More Reasons Why Firebrand Atheism Isn’t the Cause of Increased Secularity

More Reasons Why Firebrand Atheism Isn’t the Cause of Increased Secularity December 25, 2014

Salon has an excerpt of Phil Zuckerman’s book Living the Secular Life. In it, Zuckerman lists several reasons why American society has become more secular:

  1. Backlash against the Religious Right
  2. The Catholic Church’s pedophile priest scandal
  3. Increase of women in the labor force
  4. The unholy alliance of religion and Right Wing politics
  5. The ubiquity of the Internet

Notably absent from this list is the effect of firebrand atheism. That’s not to say that the firebrand atheism of people like David Silverman, Richard Dawkins, and Sam Harris hasn’t contributed to it—just that it’s not a major factor, and certainly not THE major factor. But let’s take a look at each of these forces Zuckerman cites.

The Religious Right rose to prominence in the 1980s. Remember the arrogant term “Moral Majority”? That kind of arrogance itself is enough to turn people off of religion. I also realize that it is enough to create a firebrand atheist backlash against it. While firebrand atheists may have stoked the flames of this backlash, they are not the cause of it.

Same goes for the pedophile priest scandal. You don’t need firebrand atheists to tell you that that scandal is abhorrent, or to degrade your respect for or trust in religion and religious figures.

The increase of women in the labor force as a contributing factor to the rise of secularity is an interesting one and not something I even considered. But again, if true, it doesn’t require firebrand atheism.

The commingling of Christianity and politics since at least the 1970s is something I’ve cited as a cause of increased secularity in America. We’ve all seen the polls—Millennials especially are increasingly turned off by the politicization of religion (or vice versa). Again, firebrand atheism may contribute by highlighting it, but the politicization of religion is something that plays out on the news every single day. It literally speaks for itself.

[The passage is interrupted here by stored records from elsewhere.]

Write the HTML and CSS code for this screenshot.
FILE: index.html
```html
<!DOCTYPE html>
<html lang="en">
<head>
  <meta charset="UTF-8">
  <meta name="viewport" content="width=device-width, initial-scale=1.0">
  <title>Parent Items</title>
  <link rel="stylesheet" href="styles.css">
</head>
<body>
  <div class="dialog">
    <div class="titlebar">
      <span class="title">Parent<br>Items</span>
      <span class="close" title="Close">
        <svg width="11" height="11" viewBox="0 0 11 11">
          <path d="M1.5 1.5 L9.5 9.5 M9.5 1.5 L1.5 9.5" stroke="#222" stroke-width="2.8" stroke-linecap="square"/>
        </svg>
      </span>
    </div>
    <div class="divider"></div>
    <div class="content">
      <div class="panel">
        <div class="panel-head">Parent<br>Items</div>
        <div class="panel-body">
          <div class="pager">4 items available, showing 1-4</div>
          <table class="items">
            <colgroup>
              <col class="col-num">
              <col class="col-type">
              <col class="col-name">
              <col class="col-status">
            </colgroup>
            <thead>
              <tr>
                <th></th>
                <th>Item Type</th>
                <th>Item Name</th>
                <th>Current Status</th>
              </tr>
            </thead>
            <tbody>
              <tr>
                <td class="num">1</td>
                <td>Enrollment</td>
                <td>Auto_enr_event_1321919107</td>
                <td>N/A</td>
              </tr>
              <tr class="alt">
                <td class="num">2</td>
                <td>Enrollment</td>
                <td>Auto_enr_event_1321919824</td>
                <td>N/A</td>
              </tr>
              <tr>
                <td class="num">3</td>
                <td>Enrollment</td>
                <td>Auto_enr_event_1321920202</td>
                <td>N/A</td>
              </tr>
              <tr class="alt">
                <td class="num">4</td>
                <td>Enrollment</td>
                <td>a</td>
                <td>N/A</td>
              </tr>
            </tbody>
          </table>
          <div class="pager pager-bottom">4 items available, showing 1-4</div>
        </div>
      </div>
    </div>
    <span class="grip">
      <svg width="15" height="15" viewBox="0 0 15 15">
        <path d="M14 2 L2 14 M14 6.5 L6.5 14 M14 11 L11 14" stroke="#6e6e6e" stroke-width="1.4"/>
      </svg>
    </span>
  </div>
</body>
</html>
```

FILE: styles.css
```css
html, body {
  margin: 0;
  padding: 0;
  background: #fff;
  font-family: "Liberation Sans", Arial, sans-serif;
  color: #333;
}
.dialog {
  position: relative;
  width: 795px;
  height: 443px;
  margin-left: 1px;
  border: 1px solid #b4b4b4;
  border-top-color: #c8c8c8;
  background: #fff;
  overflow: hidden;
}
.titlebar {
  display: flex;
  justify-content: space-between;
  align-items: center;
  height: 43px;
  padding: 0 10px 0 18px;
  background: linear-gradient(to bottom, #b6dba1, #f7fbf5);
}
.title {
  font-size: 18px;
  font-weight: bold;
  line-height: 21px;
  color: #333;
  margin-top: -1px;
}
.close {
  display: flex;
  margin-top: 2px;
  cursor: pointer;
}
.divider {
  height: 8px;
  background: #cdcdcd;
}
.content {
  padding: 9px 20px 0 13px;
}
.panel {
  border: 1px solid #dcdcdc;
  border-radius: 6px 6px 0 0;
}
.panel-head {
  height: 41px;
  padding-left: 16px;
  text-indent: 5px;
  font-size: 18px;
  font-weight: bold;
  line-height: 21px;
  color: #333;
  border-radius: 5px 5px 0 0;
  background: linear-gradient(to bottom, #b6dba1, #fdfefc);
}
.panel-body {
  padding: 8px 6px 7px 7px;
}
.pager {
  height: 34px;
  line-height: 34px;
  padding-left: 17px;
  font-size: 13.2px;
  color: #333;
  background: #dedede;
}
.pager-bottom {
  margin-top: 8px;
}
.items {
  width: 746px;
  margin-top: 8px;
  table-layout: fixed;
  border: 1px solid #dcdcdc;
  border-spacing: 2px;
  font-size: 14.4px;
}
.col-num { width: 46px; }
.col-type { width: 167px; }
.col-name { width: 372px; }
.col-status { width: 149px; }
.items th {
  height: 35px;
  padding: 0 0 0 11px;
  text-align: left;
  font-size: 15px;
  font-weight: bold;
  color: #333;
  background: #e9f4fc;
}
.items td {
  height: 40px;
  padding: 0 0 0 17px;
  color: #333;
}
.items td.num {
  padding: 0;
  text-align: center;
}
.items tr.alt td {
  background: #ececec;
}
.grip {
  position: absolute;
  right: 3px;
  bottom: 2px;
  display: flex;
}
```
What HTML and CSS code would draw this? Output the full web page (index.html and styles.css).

The Internet has been considered both a democratizing and secularizing influence. Religious fence-sitters and others obviously have more access to firebrand atheism because of the Internet, but just as important, they have access to knowledge in general. They have access to the pernicious influence of religion in politics (and vice versa), to scandals and atrocities committed by religious figures, to knowledge of other religions and ways of living and being, and to both science and philosophy. All these factors can contribute to a crisis of faith.

All of this is just more reason to have a formal study or poll into the recipe for secularization. How much of it is due to the arrogance of religious political leaders? How much of it is due to the eye-opening of the Internet? How much is due to firebrand atheism?

As Zuckerman puts it in this excerpt from his book:

The best-sellers written by Richard Dawkins, Christopher Hitchens, and Sam Harris—as well as the irreverent impiety and flagrant mockery of religion by the likes of Jon Stewart, Stephen Colbert, Bill Maher, House, South Park, and Family Guyhave had some impact on American culture. As we have seen, a steady, incremental uptick of philosophical atheism and agnosticism is discernible in America in recent years. But the larger reality is that for the many millions of Americans who have joined the ranks of the nonreligious, the causes are most likely to be political and sociological in nature.